• **What is expected**
Return the records that follow unaltered. Omit every picture.

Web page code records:

--- Start ---

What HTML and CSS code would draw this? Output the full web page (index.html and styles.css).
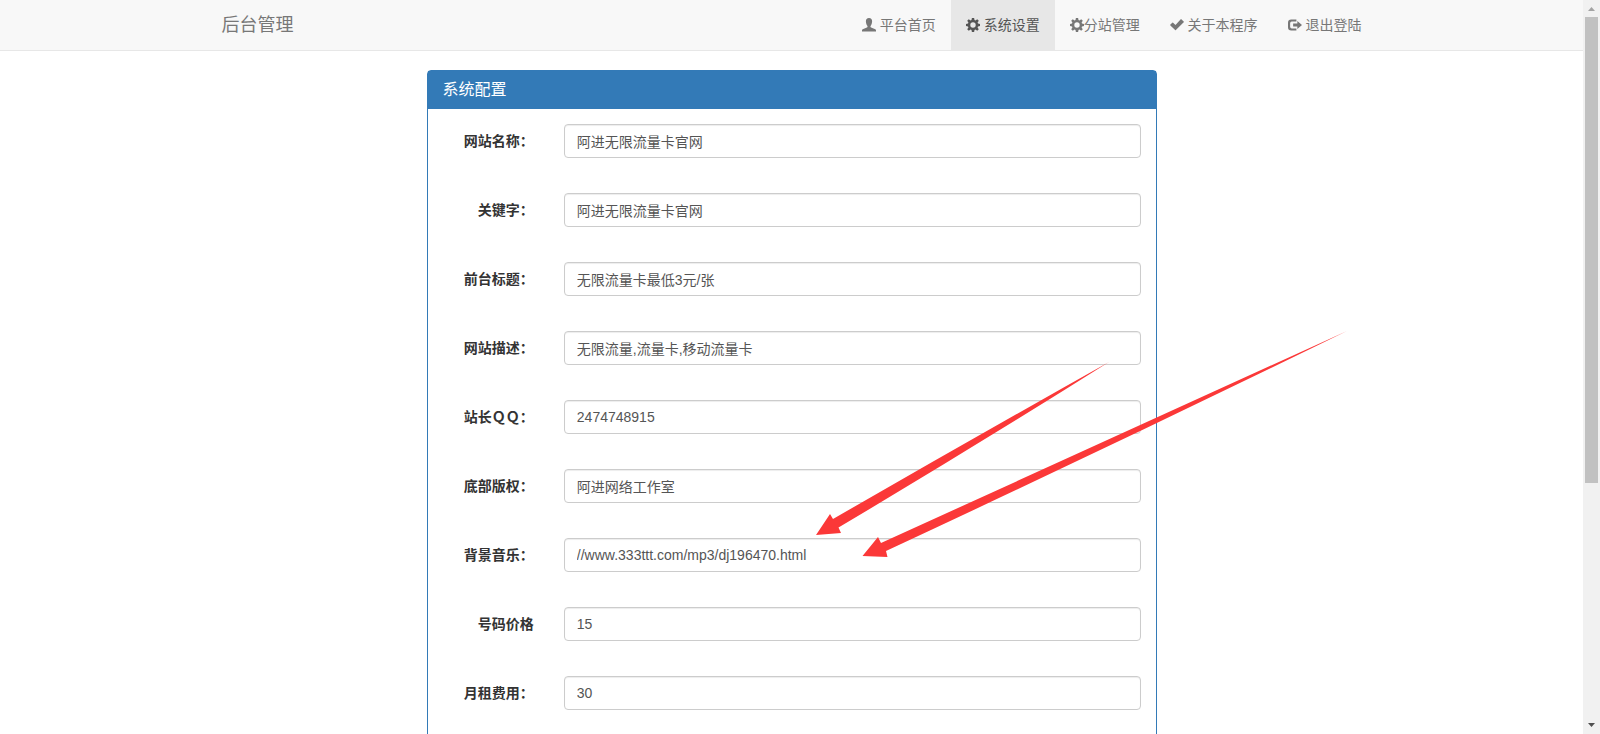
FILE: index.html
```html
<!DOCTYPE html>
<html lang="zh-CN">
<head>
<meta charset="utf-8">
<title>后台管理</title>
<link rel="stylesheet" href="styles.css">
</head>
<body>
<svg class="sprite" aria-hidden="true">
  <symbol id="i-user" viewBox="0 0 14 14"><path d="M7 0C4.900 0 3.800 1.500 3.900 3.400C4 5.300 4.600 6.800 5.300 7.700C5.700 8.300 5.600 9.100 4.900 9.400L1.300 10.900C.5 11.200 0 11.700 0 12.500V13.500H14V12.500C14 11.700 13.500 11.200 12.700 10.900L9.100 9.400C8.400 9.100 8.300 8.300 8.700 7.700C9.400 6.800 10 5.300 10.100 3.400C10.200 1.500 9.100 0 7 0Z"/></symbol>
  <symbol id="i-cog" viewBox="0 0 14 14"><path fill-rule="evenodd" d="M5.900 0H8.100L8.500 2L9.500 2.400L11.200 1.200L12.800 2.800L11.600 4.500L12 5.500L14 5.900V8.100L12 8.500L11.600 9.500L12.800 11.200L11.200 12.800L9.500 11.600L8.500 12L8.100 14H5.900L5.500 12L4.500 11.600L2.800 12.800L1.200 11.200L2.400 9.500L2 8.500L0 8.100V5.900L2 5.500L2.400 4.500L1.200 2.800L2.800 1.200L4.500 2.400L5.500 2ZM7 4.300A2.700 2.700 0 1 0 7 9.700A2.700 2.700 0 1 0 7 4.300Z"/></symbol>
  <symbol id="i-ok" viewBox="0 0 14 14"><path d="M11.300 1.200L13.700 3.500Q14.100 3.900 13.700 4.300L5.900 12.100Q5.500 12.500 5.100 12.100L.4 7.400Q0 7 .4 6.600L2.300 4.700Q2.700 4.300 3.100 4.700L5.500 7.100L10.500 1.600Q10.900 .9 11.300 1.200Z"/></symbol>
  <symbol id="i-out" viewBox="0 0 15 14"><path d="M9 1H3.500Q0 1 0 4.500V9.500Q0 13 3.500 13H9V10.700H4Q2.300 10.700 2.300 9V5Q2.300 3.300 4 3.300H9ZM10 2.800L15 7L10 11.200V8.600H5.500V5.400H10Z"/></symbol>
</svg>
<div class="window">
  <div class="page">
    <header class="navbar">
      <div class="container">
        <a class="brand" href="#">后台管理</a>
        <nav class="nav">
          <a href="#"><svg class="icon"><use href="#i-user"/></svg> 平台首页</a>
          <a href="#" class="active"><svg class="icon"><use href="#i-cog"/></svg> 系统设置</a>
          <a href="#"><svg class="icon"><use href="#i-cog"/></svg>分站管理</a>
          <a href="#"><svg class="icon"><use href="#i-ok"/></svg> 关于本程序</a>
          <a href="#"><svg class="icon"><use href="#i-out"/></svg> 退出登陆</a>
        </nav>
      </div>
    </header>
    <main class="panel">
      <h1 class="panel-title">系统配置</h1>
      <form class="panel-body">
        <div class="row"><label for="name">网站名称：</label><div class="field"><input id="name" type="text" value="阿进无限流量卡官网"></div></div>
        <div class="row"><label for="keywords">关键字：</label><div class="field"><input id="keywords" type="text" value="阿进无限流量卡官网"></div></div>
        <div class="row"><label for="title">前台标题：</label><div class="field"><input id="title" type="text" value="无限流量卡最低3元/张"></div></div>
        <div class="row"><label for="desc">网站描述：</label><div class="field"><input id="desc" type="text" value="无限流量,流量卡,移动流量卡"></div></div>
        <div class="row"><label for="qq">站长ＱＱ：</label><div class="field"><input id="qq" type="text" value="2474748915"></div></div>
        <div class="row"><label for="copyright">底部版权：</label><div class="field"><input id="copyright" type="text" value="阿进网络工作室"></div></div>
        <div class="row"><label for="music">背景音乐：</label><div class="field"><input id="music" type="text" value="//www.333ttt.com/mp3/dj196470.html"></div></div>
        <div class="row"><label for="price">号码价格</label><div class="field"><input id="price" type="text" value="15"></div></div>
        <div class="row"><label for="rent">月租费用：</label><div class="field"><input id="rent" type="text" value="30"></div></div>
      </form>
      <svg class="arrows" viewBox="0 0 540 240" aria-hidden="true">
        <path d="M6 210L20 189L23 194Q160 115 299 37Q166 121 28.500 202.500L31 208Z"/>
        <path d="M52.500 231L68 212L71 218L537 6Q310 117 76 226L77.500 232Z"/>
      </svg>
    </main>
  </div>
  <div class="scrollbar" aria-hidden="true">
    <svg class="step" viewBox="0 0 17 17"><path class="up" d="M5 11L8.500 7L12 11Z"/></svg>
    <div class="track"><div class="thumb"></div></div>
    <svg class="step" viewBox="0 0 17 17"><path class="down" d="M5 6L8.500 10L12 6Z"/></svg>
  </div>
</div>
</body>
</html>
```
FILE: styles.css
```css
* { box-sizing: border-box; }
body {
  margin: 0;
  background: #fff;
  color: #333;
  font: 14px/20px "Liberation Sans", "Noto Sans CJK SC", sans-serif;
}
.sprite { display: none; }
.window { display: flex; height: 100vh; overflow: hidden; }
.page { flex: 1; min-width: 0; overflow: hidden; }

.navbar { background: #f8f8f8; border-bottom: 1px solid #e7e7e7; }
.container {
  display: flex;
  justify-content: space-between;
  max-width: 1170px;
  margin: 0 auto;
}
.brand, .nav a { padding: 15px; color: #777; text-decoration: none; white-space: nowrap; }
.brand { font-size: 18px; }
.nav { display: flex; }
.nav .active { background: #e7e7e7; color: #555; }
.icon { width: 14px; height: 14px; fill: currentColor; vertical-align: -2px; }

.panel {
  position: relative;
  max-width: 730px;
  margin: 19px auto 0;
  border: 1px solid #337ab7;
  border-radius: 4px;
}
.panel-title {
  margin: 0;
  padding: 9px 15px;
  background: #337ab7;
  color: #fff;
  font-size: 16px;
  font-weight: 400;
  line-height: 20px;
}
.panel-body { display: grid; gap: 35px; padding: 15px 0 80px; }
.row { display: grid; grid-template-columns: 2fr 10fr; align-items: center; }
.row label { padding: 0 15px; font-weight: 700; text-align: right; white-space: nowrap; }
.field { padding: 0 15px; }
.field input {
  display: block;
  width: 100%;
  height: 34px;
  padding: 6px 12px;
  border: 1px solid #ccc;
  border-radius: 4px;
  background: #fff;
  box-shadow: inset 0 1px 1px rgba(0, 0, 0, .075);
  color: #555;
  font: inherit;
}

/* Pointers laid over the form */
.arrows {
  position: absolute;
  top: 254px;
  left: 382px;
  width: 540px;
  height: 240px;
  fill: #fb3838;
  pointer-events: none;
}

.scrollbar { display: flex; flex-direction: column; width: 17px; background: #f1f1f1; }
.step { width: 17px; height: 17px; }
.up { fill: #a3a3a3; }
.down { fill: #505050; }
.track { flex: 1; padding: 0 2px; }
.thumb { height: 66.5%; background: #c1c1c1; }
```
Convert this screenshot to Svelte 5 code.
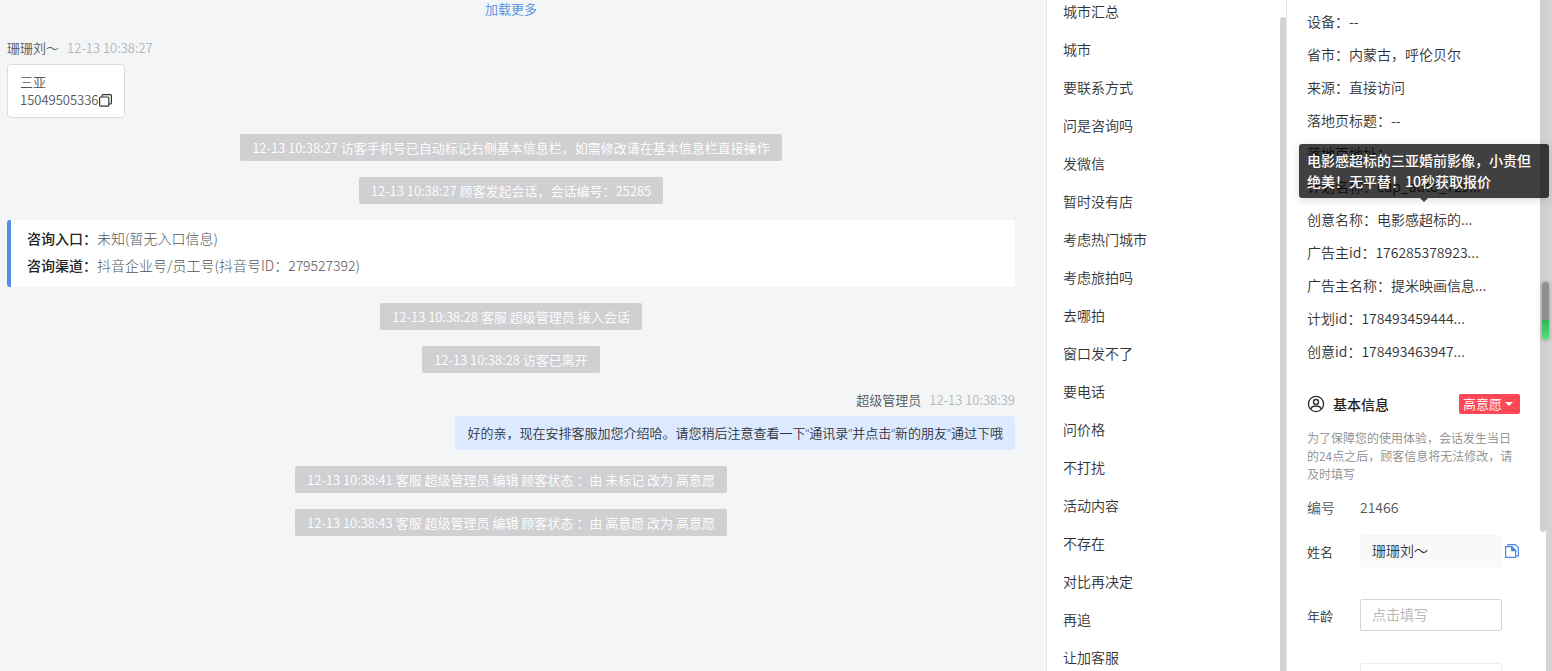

--- End ---

• **Worked solution**
What HTML and CSS code would draw this? Output the full web page (index.html and styles.css).
FILE: index.html
```html
<!DOCTYPE html>
<html lang="zh-CN">
<head>
<meta charset="utf-8">
<title>后台管理</title>
<link rel="stylesheet" href="styles.css">
</head>
<body>
<svg class="sprite" aria-hidden="true">
  <symbol id="i-user" viewBox="0 0 14 14"><path d="M7 0C4.900 0 3.800 1.500 3.900 3.400C4 5.300 4.600 6.800 5.300 7.700C5.700 8.300 5.600 9.100 4.900 9.400L1.300 10.900C.5 11.200 0 11.700 0 12.500V13.500H14V12.500C14 11.700 13.500 11.200 12.700 10.900L9.100 9.400C8.400 9.100 8.300 8.300 8.700 7.700C9.400 6.800 10 5.300 10.100 3.400C10.200 1.500 9.100 0 7 0Z"/></symbol>
  <symbol id="i-cog" viewBox="0 0 14 14"><path fill-rule="evenodd" d="M5.900 0H8.100L8.500 2L9.500 2.400L11.200 1.200L12.800 2.800L11.600 4.500L12 5.500L14 5.900V8.100L12 8.500L11.600 9.500L12.800 11.200L11.200 12.800L9.500 11.600L8.500 12L8.100 14H5.900L5.500 12L4.500 11.600L2.800 12.800L1.200 11.200L2.400 9.500L2 8.500L0 8.100V5.900L2 5.500L2.400 4.500L1.200 2.800L2.800 1.200L4.500 2.400L5.500 2ZM7 4.300A2.700 2.700 0 1 0 7 9.700A2.700 2.700 0 1 0 7 4.300Z"/></symbol>
  <symbol id="i-ok" viewBox="0 0 14 14"><path d="M11.300 1.200L13.700 3.500Q14.100 3.900 13.700 4.300L5.900 12.100Q5.500 12.500 5.100 12.100L.4 7.400Q0 7 .4 6.600L2.300 4.700Q2.700 4.300 3.100 4.700L5.500 7.100L10.500 1.600Q10.900 .9 11.300 1.200Z"/></symbol>
  <symbol id="i-out" viewBox="0 0 15 14"><path d="M9 1H3.500Q0 1 0 4.500V9.500Q0 13 3.500 13H9V10.700H4Q2.300 10.700 2.300 9V5Q2.300 3.300 4 3.300H9ZM10 2.800L15 7L10 11.200V8.600H5.500V5.400H10Z"/></symbol>
</svg>
<div class="window">
  <div class="page">
    <header class="navbar">
      <div class="container">
        <a class="brand" href="#">后台管理</a>
        <nav class="nav">
          <a href="#"><svg class="icon"><use href="#i-user"/></svg> 平台首页</a>
          <a href="#" class="active"><svg class="icon"><use href="#i-cog"/></svg> 系统设置</a>
          <a href="#"><svg class="icon"><use href="#i-cog"/></svg>分站管理</a>
          <a href="#"><svg class="icon"><use href="#i-ok"/></svg> 关于本程序</a>
          <a href="#"><svg class="icon"><use href="#i-out"/></svg> 退出登陆</a>
        </nav>
      </div>
    </header>
    <main class="panel">
      <h1 class="panel-title">系统配置</h1>
      <form class="panel-body">
        <div class="row"><label for="name">网站名称：</label><div class="field"><input id="name" type="text" value="阿进无限流量卡官网"></div></div>
        <div class="row"><label for="keywords">关键字：</label><div class="field"><input id="keywords" type="text" value="阿进无限流量卡官网"></div></div>
        <div class="row"><label for="title">前台标题：</label><div class="field"><input id="title" type="text" value="无限流量卡最低3元/张"></div></div>
        <div class="row"><label for="desc">网站描述：</label><div class="field"><input id="desc" type="text" value="无限流量,流量卡,移动流量卡"></div></div>
        <div class="row"><label for="qq">站长ＱＱ：</label><div class="field"><input id="qq" type="text" value="2474748915"></div></div>
        <div class="row"><label for="copyright">底部版权：</label><div class="field"><input id="copyright" type="text" value="阿进网络工作室"></div></div>
        <div class="row"><label for="music">背景音乐：</label><div class="field"><input id="music" type="text" value="//www.333ttt.com/mp3/dj196470.html"></div></div>
        <div class="row"><label for="price">号码价格</label><div class="field"><input id="price" type="text" value="15"></div></div>
        <div class="row"><label for="rent">月租费用：</label><div class="field"><input id="rent" type="text" value="30"></div></div>
      </form>
      <svg class="arrows" viewBox="0 0 540 240" aria-hidden="true">
        <path d="M6 210L20 189L23 194Q160 115 299 37Q166 121 28.500 202.500L31 208Z"/>
        <path d="M52.500 231L68 212L71 218L537 6Q310 117 76 226L77.500 232Z"/>
      </svg>
    </main>
  </div>
  <div class="scrollbar" aria-hidden="true">
    <svg class="step" viewBox="0 0 17 17"><path class="up" d="M5 11L8.500 7L12 11Z"/></svg>
    <div class="track"><div class="thumb"></div></div>
    <svg class="step" viewBox="0 0 17 17"><path class="down" d="M5 6L8.500 10L12 6Z"/></svg>
  </div>
</div>
</body>
</html>
```
FILE: styles.css
```css
* { box-sizing: border-box; }
body {
  margin: 0;
  background: #fff;
  color: #333;
  font: 14px/20px "Liberation Sans", "Noto Sans CJK SC", sans-serif;
}
.sprite { display: none; }
.window { display: flex; height: 100vh; overflow: hidden; }
.page { flex: 1; min-width: 0; overflow: hidden; }

.navbar { background: #f8f8f8; border-bottom: 1px solid #e7e7e7; }
.container {
  display: flex;
  justify-content: space-between;
  max-width: 1170px;
  margin: 0 auto;
}
.brand, .nav a { padding: 15px; color: #777; text-decoration: none; white-space: nowrap; }
.brand { font-size: 18px; }
.nav { display: flex; }
.nav .active { background: #e7e7e7; color: #555; }
.icon { width: 14px; height: 14px; fill: currentColor; vertical-align: -2px; }

.panel {
  position: relative;
  max-width: 730px;
  margin: 19px auto 0;
  border: 1px solid #337ab7;
  border-radius: 4px;
}
.panel-title {
  margin: 0;
  padding: 9px 15px;
  background: #337ab7;
  color: #fff;
  font-size: 16px;
  font-weight: 400;
  line-height: 20px;
}
.panel-body { display: grid; gap: 35px; padding: 15px 0 80px; }
.row { display: grid; grid-template-columns: 2fr 10fr; align-items: center; }
.row label { padding: 0 15px; font-weight: 700; text-align: right; white-space: nowrap; }
.field { padding: 0 15px; }
.field input {
  display: block;
  width: 100%;
  height: 34px;
  padding: 6px 12px;
  border: 1px solid #ccc;
  border-radius: 4px;
  background: #fff;
  box-shadow: inset 0 1px 1px rgba(0, 0, 0, .075);
  color: #555;
  font: inherit;
}

/* Pointers laid over the form */
.arrows {
  position: absolute;
  top: 254px;
  left: 382px;
  width: 540px;
  height: 240px;
  fill: #fb3838;
  pointer-events: none;
}

.scrollbar { display: flex; flex-direction: column; width: 17px; background: #f1f1f1; }
.step { width: 17px; height: 17px; }
.up { fill: #a3a3a3; }
.down { fill: #505050; }
.track { flex: 1; padding: 0 2px; }
.thumb { height: 66.5%; background: #c1c1c1; }
```
Convert this screenshot to Svelte 5 code.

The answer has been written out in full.